The lightning rods for such complaints are global fixed-income chief Edson Mitchell, equities boss Michael Philipp, and North American head Carter McClelland. Known inside the bank as the three amigos, they are viewed as a cocksure group bent on enlarging their turf. The three are said to be frustrated with the degree of control Frankfurt maintains over key areas such as accounting and information technology, which cost DMG hundreds of millions of dollars each year. But the German side is likely to exert more discipline in the future. It isn't clear who will succeed Dobson, and DMG may end up being run by a group of Frankfurt board members. Such possibilities have some insiders wondering how long the American top guns will stay. "We call them the three stooges now," says a DMG executive.
Considering how fast DMG built up its staff of 6,500, culture clashes were probably inevitable. The best and brightest investment bankers were lured from rivals with offers of big pay packages. In 1996, DMG wooed technology ace Frank Quattrone and eight associates with an equity stake in DMG's tech group, 50% of the profits, and a share of a $50 million venture-capital pool. Such lucrative deals created internal dissension. It didn't help DMG morale when newly arrived American honchos shoved aside veteran bankers.
The suave, Cambridge-educated Dobson has never seemed cut out to handle brash New World investment bankers or run DMG's core trading and merger businesses. He came up through Morgan Grenfell's investment-banking arm--not the brass-knuckles environment of trading and dealmaking. "His friends have always been amazed at how fast he has risen," says an acquaintance.

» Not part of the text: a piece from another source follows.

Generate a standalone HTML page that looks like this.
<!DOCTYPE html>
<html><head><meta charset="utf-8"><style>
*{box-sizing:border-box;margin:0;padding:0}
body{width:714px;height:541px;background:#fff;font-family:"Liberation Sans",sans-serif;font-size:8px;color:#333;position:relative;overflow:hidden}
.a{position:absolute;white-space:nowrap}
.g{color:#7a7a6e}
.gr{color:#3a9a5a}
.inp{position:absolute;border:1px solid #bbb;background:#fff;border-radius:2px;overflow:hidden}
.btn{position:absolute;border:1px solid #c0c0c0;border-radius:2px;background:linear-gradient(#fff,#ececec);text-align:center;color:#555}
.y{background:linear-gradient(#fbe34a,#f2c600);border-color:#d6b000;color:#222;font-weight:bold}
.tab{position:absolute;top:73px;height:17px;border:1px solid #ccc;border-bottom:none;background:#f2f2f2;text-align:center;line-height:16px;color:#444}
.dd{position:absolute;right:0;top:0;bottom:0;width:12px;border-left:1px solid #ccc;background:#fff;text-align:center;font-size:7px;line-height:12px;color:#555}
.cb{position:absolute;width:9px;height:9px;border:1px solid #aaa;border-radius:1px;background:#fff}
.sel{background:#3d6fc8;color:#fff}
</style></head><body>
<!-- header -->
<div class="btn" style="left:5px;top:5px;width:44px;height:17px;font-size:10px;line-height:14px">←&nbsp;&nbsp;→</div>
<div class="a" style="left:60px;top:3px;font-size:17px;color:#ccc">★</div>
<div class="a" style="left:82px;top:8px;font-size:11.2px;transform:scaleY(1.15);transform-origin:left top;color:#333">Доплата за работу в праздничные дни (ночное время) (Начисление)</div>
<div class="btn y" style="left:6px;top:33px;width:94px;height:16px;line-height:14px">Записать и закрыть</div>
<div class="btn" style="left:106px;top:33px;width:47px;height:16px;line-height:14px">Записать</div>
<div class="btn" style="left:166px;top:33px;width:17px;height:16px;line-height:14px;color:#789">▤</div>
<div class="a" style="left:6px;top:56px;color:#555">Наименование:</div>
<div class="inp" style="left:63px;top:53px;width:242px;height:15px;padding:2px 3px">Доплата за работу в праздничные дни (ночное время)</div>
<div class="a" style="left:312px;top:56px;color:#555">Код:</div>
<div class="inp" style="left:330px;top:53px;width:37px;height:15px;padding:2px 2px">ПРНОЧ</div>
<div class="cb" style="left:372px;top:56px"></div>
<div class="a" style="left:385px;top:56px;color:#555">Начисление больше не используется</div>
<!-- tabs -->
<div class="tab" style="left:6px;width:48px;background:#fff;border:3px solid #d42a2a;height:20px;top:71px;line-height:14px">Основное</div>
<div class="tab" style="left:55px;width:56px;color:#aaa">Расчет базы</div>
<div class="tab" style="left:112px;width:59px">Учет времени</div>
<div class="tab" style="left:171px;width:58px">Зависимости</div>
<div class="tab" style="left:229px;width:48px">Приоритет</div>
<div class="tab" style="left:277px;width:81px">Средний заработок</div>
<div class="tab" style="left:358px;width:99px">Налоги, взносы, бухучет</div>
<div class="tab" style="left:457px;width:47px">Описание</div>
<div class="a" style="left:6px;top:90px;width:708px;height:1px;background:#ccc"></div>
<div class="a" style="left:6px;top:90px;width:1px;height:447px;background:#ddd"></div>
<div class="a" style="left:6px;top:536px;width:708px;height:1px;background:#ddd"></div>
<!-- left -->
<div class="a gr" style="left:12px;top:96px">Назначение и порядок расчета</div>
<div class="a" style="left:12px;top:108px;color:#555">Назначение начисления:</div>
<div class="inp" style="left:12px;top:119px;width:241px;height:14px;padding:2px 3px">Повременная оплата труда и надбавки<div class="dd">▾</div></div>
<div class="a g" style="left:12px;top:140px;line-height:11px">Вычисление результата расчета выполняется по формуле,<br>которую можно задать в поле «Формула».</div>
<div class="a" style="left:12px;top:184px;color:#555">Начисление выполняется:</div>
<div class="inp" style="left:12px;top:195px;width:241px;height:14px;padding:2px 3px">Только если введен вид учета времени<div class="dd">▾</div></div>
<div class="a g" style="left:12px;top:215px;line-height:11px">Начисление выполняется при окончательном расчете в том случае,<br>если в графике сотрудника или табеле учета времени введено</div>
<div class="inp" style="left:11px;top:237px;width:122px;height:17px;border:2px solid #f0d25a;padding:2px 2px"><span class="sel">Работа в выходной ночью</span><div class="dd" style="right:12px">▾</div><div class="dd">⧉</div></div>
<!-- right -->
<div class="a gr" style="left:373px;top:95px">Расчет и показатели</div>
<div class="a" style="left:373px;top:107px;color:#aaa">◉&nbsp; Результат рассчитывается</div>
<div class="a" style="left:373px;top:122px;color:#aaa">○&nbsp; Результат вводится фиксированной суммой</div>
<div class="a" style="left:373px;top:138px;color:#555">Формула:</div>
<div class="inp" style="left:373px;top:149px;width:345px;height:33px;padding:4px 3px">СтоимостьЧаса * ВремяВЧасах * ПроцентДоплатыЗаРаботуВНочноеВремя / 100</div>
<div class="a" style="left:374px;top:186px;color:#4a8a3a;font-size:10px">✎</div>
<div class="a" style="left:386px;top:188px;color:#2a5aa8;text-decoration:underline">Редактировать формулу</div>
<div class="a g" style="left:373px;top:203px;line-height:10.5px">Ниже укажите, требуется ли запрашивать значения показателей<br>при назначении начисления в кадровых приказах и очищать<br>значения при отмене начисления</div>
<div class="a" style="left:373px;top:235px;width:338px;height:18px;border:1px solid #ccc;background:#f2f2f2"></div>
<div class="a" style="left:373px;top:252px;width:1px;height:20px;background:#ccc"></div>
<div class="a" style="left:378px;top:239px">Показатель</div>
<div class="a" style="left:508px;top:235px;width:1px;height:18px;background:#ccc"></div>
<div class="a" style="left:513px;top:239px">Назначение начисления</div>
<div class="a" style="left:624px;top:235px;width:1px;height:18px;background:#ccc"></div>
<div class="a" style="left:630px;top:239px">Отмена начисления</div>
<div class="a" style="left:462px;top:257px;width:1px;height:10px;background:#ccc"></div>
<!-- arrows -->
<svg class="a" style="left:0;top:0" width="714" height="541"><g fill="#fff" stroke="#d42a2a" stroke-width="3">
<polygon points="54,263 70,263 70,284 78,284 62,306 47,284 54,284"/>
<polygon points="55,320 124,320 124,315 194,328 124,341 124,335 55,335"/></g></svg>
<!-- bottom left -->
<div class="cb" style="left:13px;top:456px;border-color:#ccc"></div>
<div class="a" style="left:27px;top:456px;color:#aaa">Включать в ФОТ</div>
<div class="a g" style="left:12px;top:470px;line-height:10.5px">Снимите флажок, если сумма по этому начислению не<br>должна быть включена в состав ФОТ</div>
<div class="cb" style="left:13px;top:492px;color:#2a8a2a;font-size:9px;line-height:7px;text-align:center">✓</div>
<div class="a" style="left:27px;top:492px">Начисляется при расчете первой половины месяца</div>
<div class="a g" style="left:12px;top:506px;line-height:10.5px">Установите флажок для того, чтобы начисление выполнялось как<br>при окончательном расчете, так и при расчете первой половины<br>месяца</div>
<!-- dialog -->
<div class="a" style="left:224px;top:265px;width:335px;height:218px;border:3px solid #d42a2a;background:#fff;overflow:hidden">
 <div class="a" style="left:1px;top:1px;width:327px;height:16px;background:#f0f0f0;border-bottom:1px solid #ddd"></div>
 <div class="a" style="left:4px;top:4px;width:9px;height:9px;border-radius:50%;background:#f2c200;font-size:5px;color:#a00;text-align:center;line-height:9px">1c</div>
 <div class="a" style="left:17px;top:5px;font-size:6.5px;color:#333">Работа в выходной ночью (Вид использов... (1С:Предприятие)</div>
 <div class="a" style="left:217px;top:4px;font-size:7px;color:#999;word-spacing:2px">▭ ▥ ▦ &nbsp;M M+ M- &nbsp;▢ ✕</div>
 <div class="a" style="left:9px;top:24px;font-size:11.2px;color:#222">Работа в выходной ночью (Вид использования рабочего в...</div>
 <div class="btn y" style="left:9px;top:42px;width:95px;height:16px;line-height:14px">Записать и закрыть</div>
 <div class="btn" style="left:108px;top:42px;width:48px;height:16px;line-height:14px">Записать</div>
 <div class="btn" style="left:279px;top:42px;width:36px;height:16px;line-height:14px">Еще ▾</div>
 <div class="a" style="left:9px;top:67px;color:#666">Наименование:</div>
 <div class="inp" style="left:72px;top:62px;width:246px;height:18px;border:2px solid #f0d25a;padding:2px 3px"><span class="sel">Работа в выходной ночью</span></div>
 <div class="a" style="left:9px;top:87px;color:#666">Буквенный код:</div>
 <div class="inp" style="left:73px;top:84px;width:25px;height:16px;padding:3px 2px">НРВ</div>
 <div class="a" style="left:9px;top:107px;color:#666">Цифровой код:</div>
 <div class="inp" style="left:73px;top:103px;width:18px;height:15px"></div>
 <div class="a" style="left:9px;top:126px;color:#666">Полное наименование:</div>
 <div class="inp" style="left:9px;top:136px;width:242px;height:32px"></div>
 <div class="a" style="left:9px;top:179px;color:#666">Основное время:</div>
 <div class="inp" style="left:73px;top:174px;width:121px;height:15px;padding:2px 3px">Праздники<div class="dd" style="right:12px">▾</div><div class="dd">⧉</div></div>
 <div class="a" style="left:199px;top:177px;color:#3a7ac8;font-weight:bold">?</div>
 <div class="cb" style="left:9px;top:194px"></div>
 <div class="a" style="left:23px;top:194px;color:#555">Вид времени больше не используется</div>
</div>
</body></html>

Dobson declined to comment on the record.
Too bad the ranks of DMG's clients haven't risen as fast. The bank has made good progress in fixed income. And Quattrone's group has made an impact in U.S. tech deals. Still, DMG trails in the key advisory area. It was 13th in European mergers and acquisitions and 11th in its British home market in 1997, according to Securities Data Co. Most galling, DMG ranked only eighth in German M&A, with just $1.37 billion in announced deals, compared with $9.4 billion for the leader, Morgan Stanley, Dean Witter, Discover & Co. "We haven't got the motor running at full horsepower yet," Breuer says.
INTERIM MOVE? DMG insiders say it's too early to expect top speed. Deutsche has just finished two years of an expansion program of five years or more. Still, one of the most confident DMG execs worries the bank is being left behind. It is now unlikely that Deutsche Bank can fulfill its ambitions without a major deal. The reorganization may even be an interim move in preparation for a major merger. But Deutsche has few prospects. The most attractive might be French insurance giant AXA Assurance. Such a marriage could provide Deutsche with long-coveted access to the U.S. market through AXA's Donaldson, Lufkin & Jenrette Inc. subsidiary. Another possibility mentioned is Lehman Brothers. What is sure is that the German bank would have to pay an enormous price for a quality partner.
Not long ago, plunging into investment banking looked like the road to riches. But Deutsche is finding it a lot harder to build a money machine than it looks. Will reining in DMG's freewheeling investment bankers make them work harder? Or will many abandon ship for a rival with a keener appetite for high-stakes dealmaking?